Task: Print the records below exactly, from the line containing "Reproduce this table" down to the line containing "border-[#cfcfcf] w-[144px] px-2", both lines included, and omit every picture.

[Start of Supplied data]

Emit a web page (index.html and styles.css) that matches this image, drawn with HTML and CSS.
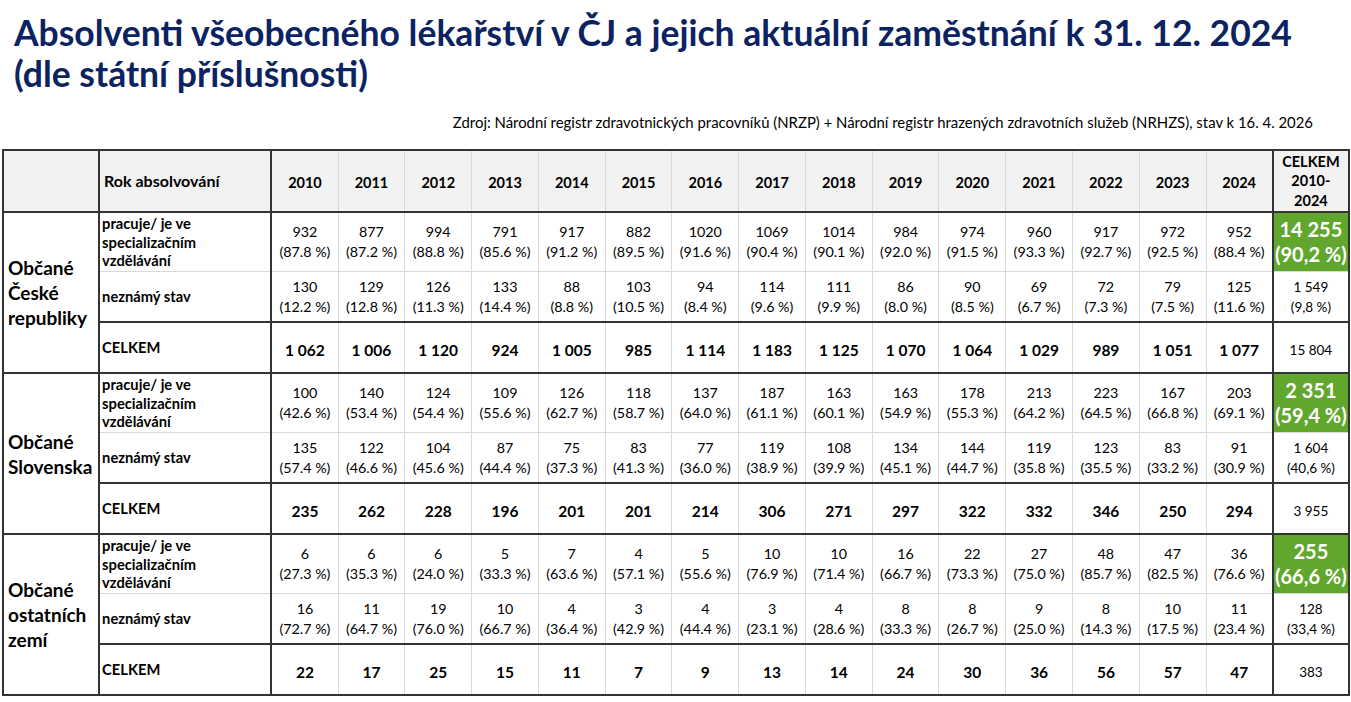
FILE: index.html
```html
<!DOCTYPE html>
<html lang="cs">
<head>
<meta charset="utf-8">
<title>Absolventi všeobecného lékařství</title>
<link rel="stylesheet" href="styles.css">
</head>
<body>
<h1 class="title">Absolventi všeobecného lékařství v ČJ a jejich aktuální zaměstnání k 31. 12. 2024<br>(dle státní příslušnosti)</h1>
<p class="source">Zdroj: Národní registr zdravotnických pracovníků (NRZP) + Národní registr hrazených zdravotních služeb (NRHZS), stav k 16. 4. 2026</p>
<table class="grid">
<colgroup>
<col class="c-grp"><col class="c-lab">
<col class="c-yr"><col class="c-yr"><col class="c-yr"><col class="c-yr"><col class="c-yr">
<col class="c-yr"><col class="c-yr"><col class="c-yr"><col class="c-yr"><col class="c-yr">
<col class="c-yr"><col class="c-yr"><col class="c-yr"><col class="c-yr"><col class="c-yr">
<col class="c-tot">
</colgroup>
<thead>
<tr class="hdr">
<th class="grp"></th><th class="lab">Rok absolvování</th>
<th>2010</th><th>2011</th><th>2012</th><th>2013</th><th>2014</th><th>2015</th><th>2016</th><th>2017</th><th>2018</th><th>2019</th><th>2020</th><th>2021</th><th>2022</th><th>2023</th><th>2024</th>
<th class="tot">CELKEM<br>2010-<br>2024</th>
</tr>
</thead>
<tbody>
<tr class="work">
<th class="grp" rowspan="3">Občané<br>České<br>republiky</th>
<th class="lab">pracuje/ je ve<br>specializačním<br>vzdělávání</th>
<td>932<br>(87.8 %)</td><td>877<br>(87.2 %)</td><td>994<br>(88.8 %)</td><td>791<br>(85.6 %)</td><td>917<br>(91.2 %)</td><td>882<br>(89.5 %)</td><td>1020<br>(91.6 %)</td><td>1069<br>(90.4 %)</td><td>1014<br>(90.1 %)</td><td>984<br>(92.0 %)</td><td>974<br>(91.5 %)</td><td>960<br>(93.3 %)</td><td>917<br>(92.7 %)</td><td>972<br>(92.5 %)</td><td>952<br>(88.4 %)</td>
<td class="tot green">14&nbsp;255<br>(90,2&nbsp;%)</td>
</tr>
<tr class="unk">
<th class="lab">neznámý stav</th>
<td>130<br>(12.2 %)</td><td>129<br>(12.8 %)</td><td>126<br>(11.3 %)</td><td>133<br>(14.4 %)</td><td>88<br>(8.8 %)</td><td>103<br>(10.5 %)</td><td>94<br>(8.4 %)</td><td>114<br>(9.6 %)</td><td>111<br>(9.9 %)</td><td>86<br>(8.0 %)</td><td>90<br>(8.5 %)</td><td>69<br>(6.7 %)</td><td>72<br>(7.3 %)</td><td>79<br>(7.5 %)</td><td>125<br>(11.6 %)</td>
<td class="tot small">1&nbsp;549<br>(9,8&nbsp;%)</td>
</tr>
<tr class="sum">
<th class="lab">CELKEM</th>
<td>1&nbsp;062</td><td>1&nbsp;006</td><td>1&nbsp;120</td><td>924</td><td>1&nbsp;005</td><td>985</td><td>1&nbsp;114</td><td>1&nbsp;183</td><td>1&nbsp;125</td><td>1&nbsp;070</td><td>1&nbsp;064</td><td>1&nbsp;029</td><td>989</td><td>1&nbsp;051</td><td>1&nbsp;077</td>
<td class="tot small">15&nbsp;804</td>
</tr>

<tr class="work">
<th class="grp" rowspan="3">Občané<br>Slovenska</th>
<th class="lab">pracuje/ je ve<br>specializačním<br>vzdělávání</th>
<td>100<br>(42.6 %)</td><td>140<br>(53.4 %)</td><td>124<br>(54.4 %)</td><td>109<br>(55.6 %)</td><td>126<br>(62.7 %)</td><td>118<br>(58.7 %)</td><td>137<br>(64.0 %)</td><td>187<br>(61.1 %)</td><td>163<br>(60.1 %)</td><td>163<br>(54.9 %)</td><td>178<br>(55.3 %)</td><td>213<br>(64.2 %)</td><td>223<br>(64.5 %)</td><td>167<br>(66.8 %)</td><td>203<br>(69.1 %)</td>
<td class="tot green">2&nbsp;351<br>(59,4&nbsp;%)</td>
</tr>
<tr class="unk">
<th class="lab">neznámý stav</th>
<td>135<br>(57.4 %)</td><td>122<br>(46.6 %)</td><td>104<br>(45.6 %)</td><td>87<br>(44.4 %)</td><td>75<br>(37.3 %)</td><td>83<br>(41.3 %)</td><td>77<br>(36.0 %)</td><td>119<br>(38.9 %)</td><td>108<br>(39.9 %)</td><td>134<br>(45.1 %)</td><td>144<br>(44.7 %)</td><td>119<br>(35.8 %)</td><td>123<br>(35.5 %)</td><td>83<br>(33.2 %)</td><td>91<br>(30.9 %)</td>
<td class="tot small">1&nbsp;604<br>(40,6&nbsp;%)</td>
</tr>
<tr class="sum">
<th class="lab">CELKEM</th>
<td>235</td><td>262</td><td>228</td><td>196</td><td>201</td><td>201</td><td>214</td><td>306</td><td>271</td><td>297</td><td>322</td><td>332</td><td>346</td><td>250</td><td>294</td>
<td class="tot small">3&nbsp;955</td>
</tr>

<tr class="work">
<th class="grp" rowspan="3">Občané<br>ostatních<br>zemí</th>
<th class="lab">pracuje/ je ve<br>specializačním<br>vzdělávání</th>
<td>6<br>(27.3 %)</td><td>6<br>(35.3 %)</td><td>6<br>(24.0 %)</td><td>5<br>(33.3 %)</td><td>7<br>(63.6 %)</td><td>4<br>(57.1 %)</td><td>5<br>(55.6 %)</td><td>10<br>(76.9 %)</td><td>10<br>(71.4 %)</td><td>16<br>(66.7 %)</td><td>22<br>(73.3 %)</td><td>27<br>(75.0 %)</td><td>48<br>(85.7 %)</td><td>47<br>(82.5 %)</td><td>36<br>(76.6 %)</td>
<td class="tot green">255<br>(66,6&nbsp;%)</td>
</tr>
<tr class="unk">
<th class="lab">neznámý stav</th>
<td>16<br>(72.7 %)</td><td>11<br>(64.7 %)</td><td>19<br>(76.0 %)</td><td>10<br>(66.7 %)</td><td>4<br>(36.4 %)</td><td>3<br>(42.9 %)</td><td>4<br>(44.4 %)</td><td>3<br>(23.1 %)</td><td>4<br>(28.6 %)</td><td>8<br>(33.3 %)</td><td>8<br>(26.7 %)</td><td>9<br>(25.0 %)</td><td>8<br>(14.3 %)</td><td>10<br>(17.5 %)</td><td>11<br>(23.4 %)</td>
<td class="tot small">128<br>(33,4&nbsp;%)</td>
</tr>
<tr class="sum last">
<th class="lab">CELKEM</th>
<td>22</td><td>17</td><td>25</td><td>15</td><td>11</td><td>7</td><td>9</td><td>13</td><td>14</td><td>24</td><td>30</td><td>36</td><td>56</td><td>57</td><td>47</td>
<td class="tot small">383</td>
</tr>
</tbody>
</table>
</body>
</html>
```
FILE: styles.css
```css
html, body {
  margin: 0;
  padding: 0;
  background: #ffffff;
}

body {
  font-family: Lato, "Liberation Sans", sans-serif;
  color: #000000;
}

.title {
  margin: 0;
  padding: 12px 0 0 14px;
  font-size: 35.5px;
  line-height: 41px;
  font-weight: 700;
  color: #0b2361;
}

.source {
  margin: 19px 0 0 0;
  padding-right: 38px;
  text-align: right;
  font-size: 14.9px;
  line-height: 18px;
}

.grid {
  margin: 18px 0 0 2px;
  width: 1348px;
  border-collapse: collapse;
  table-layout: fixed;
  border: 2px solid #333333;
}

.c-grp { width: 96px; }
.c-lab { width: 172px; }
.c-yr { width: 66.7px; }
.c-tot { width: 76px; }

.grid th,
.grid td {
  border: 1px solid #d9d9d9;
  padding: 0 1px;
  text-align: center;
  vertical-align: middle;
  white-space: nowrap;
}

.grid td {
  font-size: 14.3px;
  line-height: 20px;
  font-weight: 400;
}

/* header row */
.hdr th {
  background: #f2f2f2;
  height: 58px;
  font-size: 14.5px;
  font-weight: 700;
  border-bottom: 2px solid #333333;
  padding-top: 2px;
}

.hdr th.tot {
  line-height: 19.5px;
  padding-top: 0;
  height: 60px;
}

/* group label column */
.grid th.grp {
  border: 2px solid #333333;
  text-align: left;
  padding: 0 0 0 4px;
  font-size: 19px;
  line-height: 25px;
  font-weight: 700;
}

/* row label column */
.grid th.lab {
  border-left: 2px solid #333333;
  border-right: 2px solid #333333;
  text-align: left;
  padding: 0 0 0 2px;
  font-size: 14.7px;
  line-height: 18.5px;
  font-weight: 700;
}

.hdr th.lab {
  font-size: 16px;
  padding-left: 4px;
}

/* total column */
.grid .tot {
  border-left: 2px solid #333333;
  border-right: 2px solid #333333;
}

.grid td.small {
  font-size: 13.5px;
  line-height: 20px;
}

.grid td.green {
  background: #62a72d;
  color: #ffffff;
  font-size: 20px;
  line-height: 25px;
  font-weight: 700;
}

/* row heights */
.work th, .work td { height: 58px; }
.unk th, .unk td { height: 49px; }

.sum th, .sum td {
  height: 45px;
  padding-top: 4px;
  border-top: 2px solid #333333;
  border-bottom: 2px solid #333333;
}

.sum td {
  font-weight: 700;
  font-size: 15.5px;
}

.sum td.small {
  font-weight: 400;
  font-size: 13.5px;
}
```
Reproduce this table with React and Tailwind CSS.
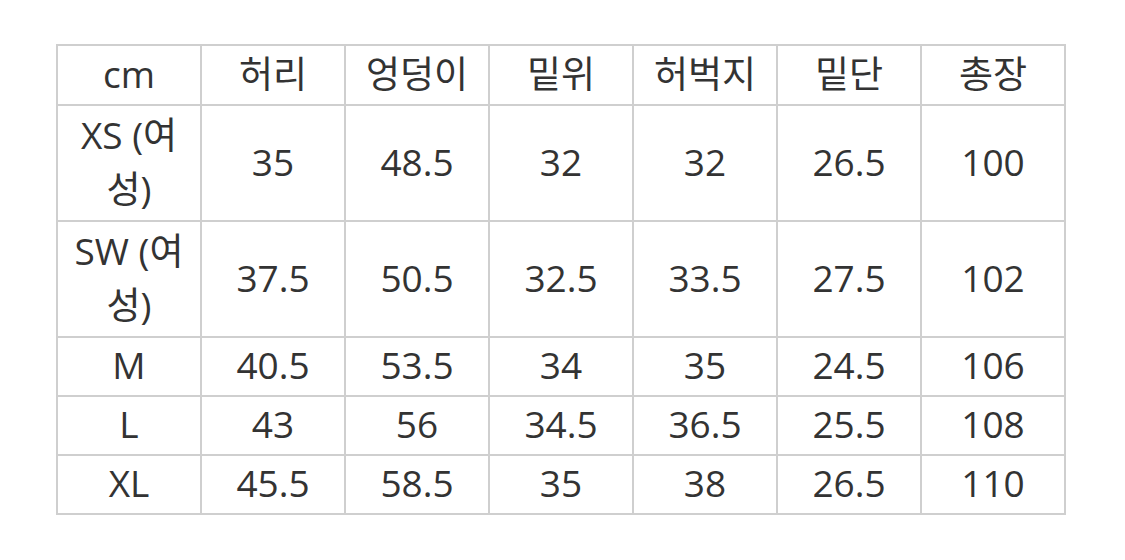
import React from "react";

const headers = ["cm", "허리", "엉덩이", "밑위", "허벅지", "밑단", "총장"];

const rows = [
    { size: "XS (여성)", values: ["35", "48.5", "32", "32", "26.5", "100"], tall: true },
    { size: "SW (여성)", values: ["37.5", "50.5", "32.5", "33.5", "27.5", "102"], tall: true },
    { size: "M", values: ["40.5", "53.5", "34", "35", "24.5", "106"] },
    { size: "L", values: ["43", "56", "34.5", "36.5", "25.5", "108"] },
    { size: "XL", values: ["45.5", "58.5", "35", "38", "26.5", "110"] },
];

const cell = "border-2 border-[#cfcfcf] w-[144px] px-2 pt-0 pb-[3px] text-center align-middle font-normal";

export default function App() {
    return (
        <div
            className="w-[1125px] h-[560px] bg-white pt-[44px] pl-[56px] text-[#333333] text-[37px] leading-[54px]"
            style={{ fontFamily: '"Open Sans", "Noto Sans CJK KR", sans-serif' }}
        >
            <table className="border-collapse table-fixed w-[1009px]">
                <thead>
                    <tr className="h-[60px]">
                        {headers.map((h) => (
                            <th key={h} className={cell}>{h}</th>
                        ))}
                    </tr>
                </thead>
                <tbody>
                    {rows.map((r) => (
                        <tr key={r.size} className={r.tall ? "h-[116px]" : "h-[59px]"}>
                            <td className={cell}>{r.size}</td>
                            {r.values.map((v, i) => (
                                <td key={i} className={cell}>{v}</td>
                            ))}
                        </tr>
                    ))}
                </tbody>
            </table>
        </div>
    );
}
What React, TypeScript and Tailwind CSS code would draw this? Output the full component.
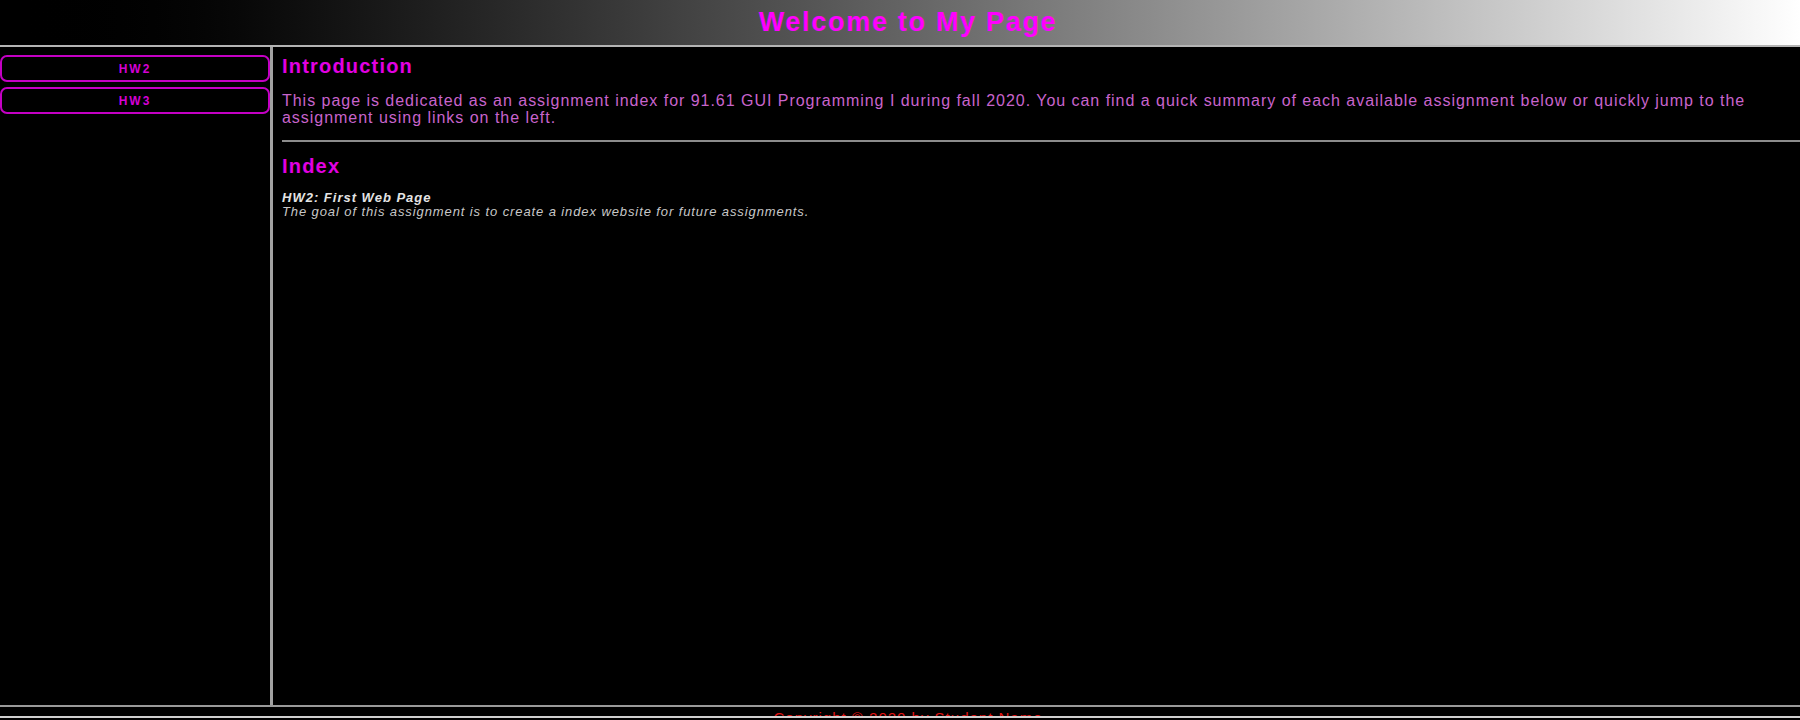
import React from "react";

const font = { fontFamily: '"Liberation Sans", Arial, sans-serif' };

function NavButton({ label }: { label: string }) {
  return (
    <a
      href="#"
      className="flex h-[27px] items-center justify-center rounded-[7px] border-2 border-[#c400c4] text-[12px] font-bold tracking-[2px] text-[#d400d4] no-underline"
    >
      {label}
    </a>
  );
}

export default function App() {
  return (
    <div className="flex h-[720px] w-full flex-col overflow-hidden bg-black" style={font}>
      <header className="flex h-[47px] shrink-0 items-start justify-center border-b-2 border-[#b4b4b4] bg-linear-to-r from-black to-white pl-[16px]">
        <h1 className="text-[27px] leading-[44px] font-bold tracking-[1.7px] text-[#ff00ff]">
          Welcome to My Page
        </h1>
      </header>

      <div className="flex h-[658px] shrink-0">
        <nav className="flex w-[273px] shrink-0 flex-col gap-[5px] border-r-[3px] border-[#a2a2a2] pt-[8px]">
          <NavButton label="HW2" />
          <NavButton label="HW3" />
        </nav>

        <main className="flex min-w-0 flex-1 flex-col pt-[7px] pl-[9px]">
          <h2 className="text-[20px] leading-[24px] font-bold tracking-[1.2px] text-[#e200e2]">
            Introduction
          </h2>
          <p className="mt-[14px] text-[16px] leading-[17px] tracking-[0.97px] text-[#c864cc]">
            This page is dedicated as an assignment index for 91.61 GUI Programming I during fall 2020. You can find a
            quick summary of each available assignment below or quickly jump to the assignment using links on the left.
          </p>
          <div className="mt-[14px] h-[2px] w-full bg-[#8c8c8c]" />
          <h2 className="mt-[12px] text-[20px] leading-[24px] font-bold tracking-[1.2px] text-[#e200e2]">Index</h2>
          <div className="mt-[13px] text-[13px] leading-[14px] italic">
            <div className="font-bold tracking-[1px] text-[#e4e4e4]">HW2: First Web Page</div>
            <div className="tracking-[0.9px] text-[#c8c8c8]">
              The goal of this assignment is to create a index website for future assignments.
            </div>
          </div>
        </main>
      </div>

      <footer className="flex h-[11px] shrink-0 justify-center overflow-hidden border-t-2 border-[#9a9a9a] pt-[3px] pl-[16px]">
        <span className="text-[15px] leading-[15px] tracking-[1px] text-[#e41414]">
          Copyright © 2020 by Student Name
        </span>
      </footer>
      <div className="h-[2px] shrink-0 bg-[#cfcfcf]" />
    </div>
  );
}
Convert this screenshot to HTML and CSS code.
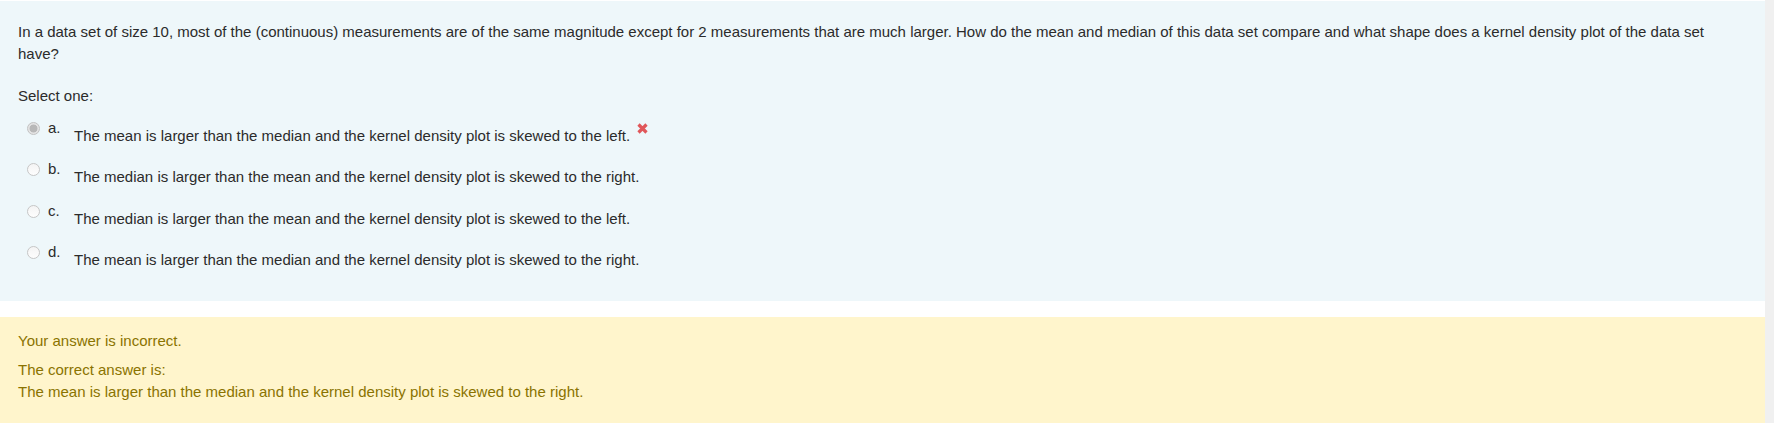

[End of Supplied data]

Output:
Reproduce this table with React and Tailwind CSS.
import React from "react";

const headers = ["cm", "허리", "엉덩이", "밑위", "허벅지", "밑단", "총장"];

const rows = [
    { size: "XS (여성)", values: ["35", "48.5", "32", "32", "26.5", "100"], tall: true },
    { size: "SW (여성)", values: ["37.5", "50.5", "32.5", "33.5", "27.5", "102"], tall: true },
    { size: "M", values: ["40.5", "53.5", "34", "35", "24.5", "106"] },
    { size: "L", values: ["43", "56", "34.5", "36.5", "25.5", "108"] },
    { size: "XL", values: ["45.5", "58.5", "35", "38", "26.5", "110"] },
];

const cell = "border-2 border-[#cfcfcf] w-[144px] px-2 pt-0 pb-[3px] text-center align-middle font-normal";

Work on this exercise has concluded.